- Chaeron of Megalopolis
-
For other uses, see Chaeron
Chaeron of Megalopolis was the man who, shortly before the birth of Alexander, 356 BC, was sent by Philip to consult the Delphic oracle about the snake which he had seen with Olympias in her chamber and the peculiar dream he had had in which supposedly "a thunderbolt fell into her womb [and]..much fire sprung up". (Plutarch. Alex. 2,3.) It was perhaps this same Chaeron who, in the speech attributed by some to Demosthenes, is mentioned as having been made tyrant of Pellene by Alexander (comp.

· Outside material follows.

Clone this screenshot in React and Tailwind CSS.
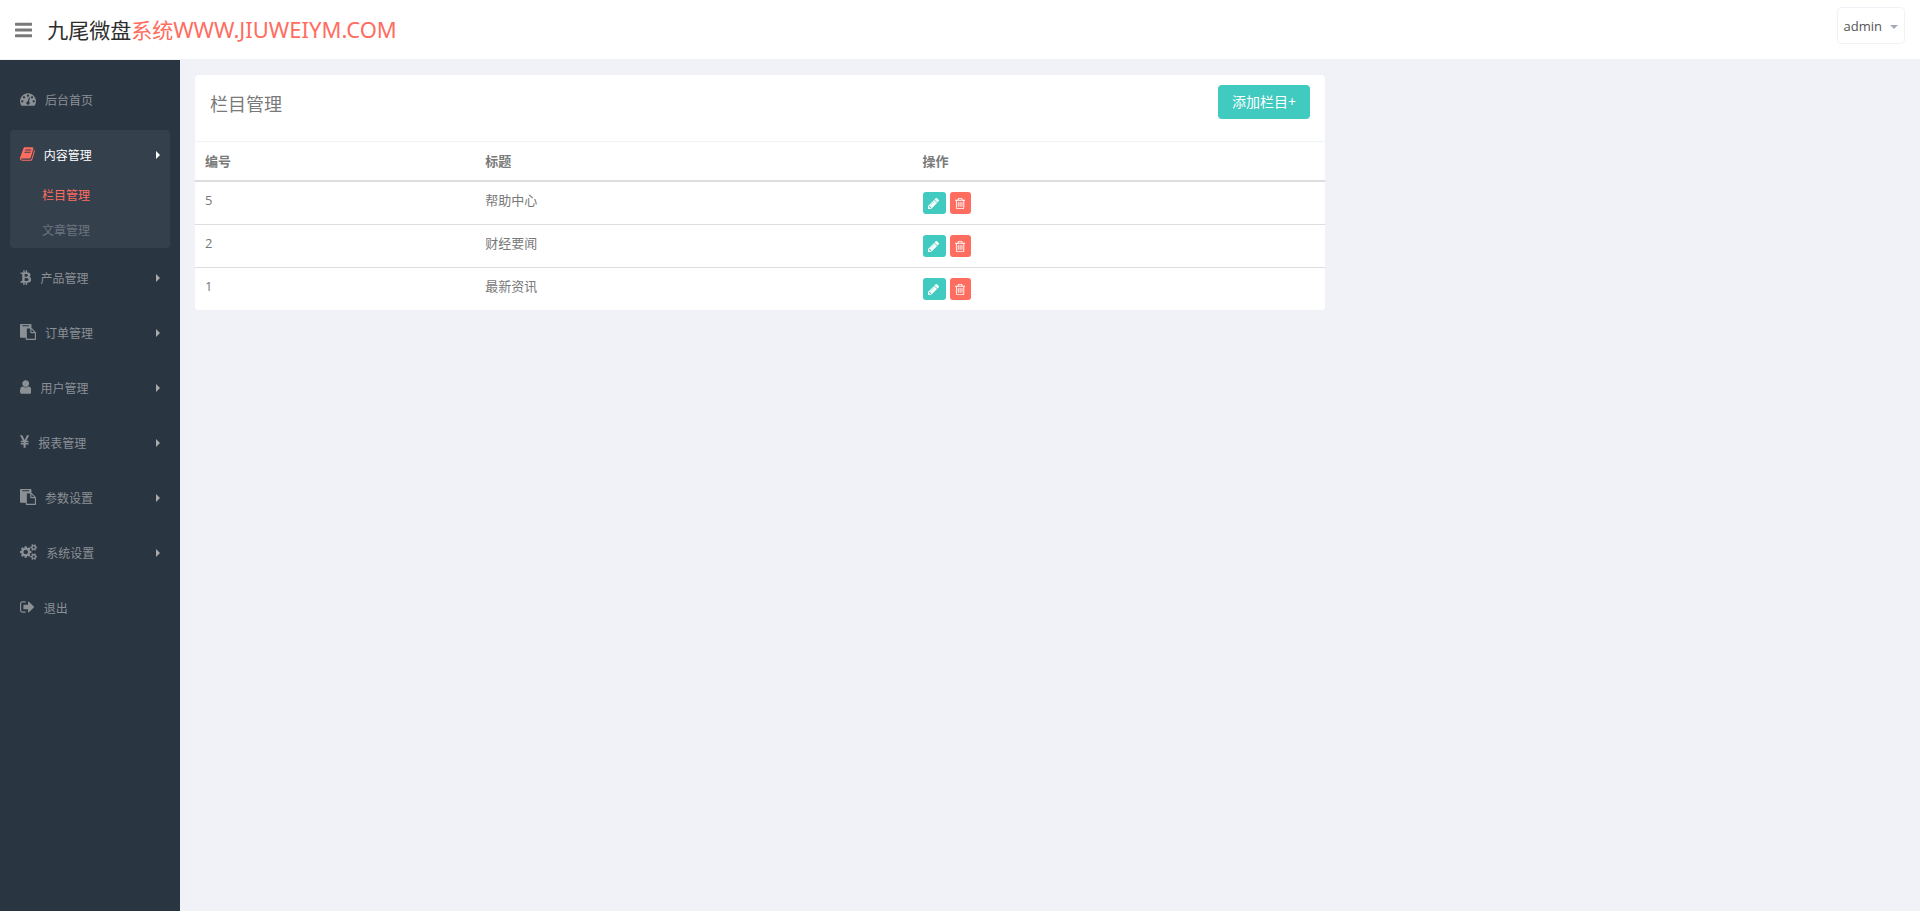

Fabric. Bibl. Grace, b. ii. ch. 26), and of whom we read in Athenaeus (xi. p. 509) as having been a pupil both of Plato and Xenocrates. He is said to have conducted himself very tyrannically at Pellene, banishing the chief men of the state, and giving their property and wives to their slaves. Athenaeus, in a cool and off-hand way of his own, speaks of his cruelty and oppression as the natural effect of Plato's principles in the "Republic" and the Laws.
References
This article incorporates text from the public domain Dictionary of Greek and Roman Biography and Mythology by William Smith (1870).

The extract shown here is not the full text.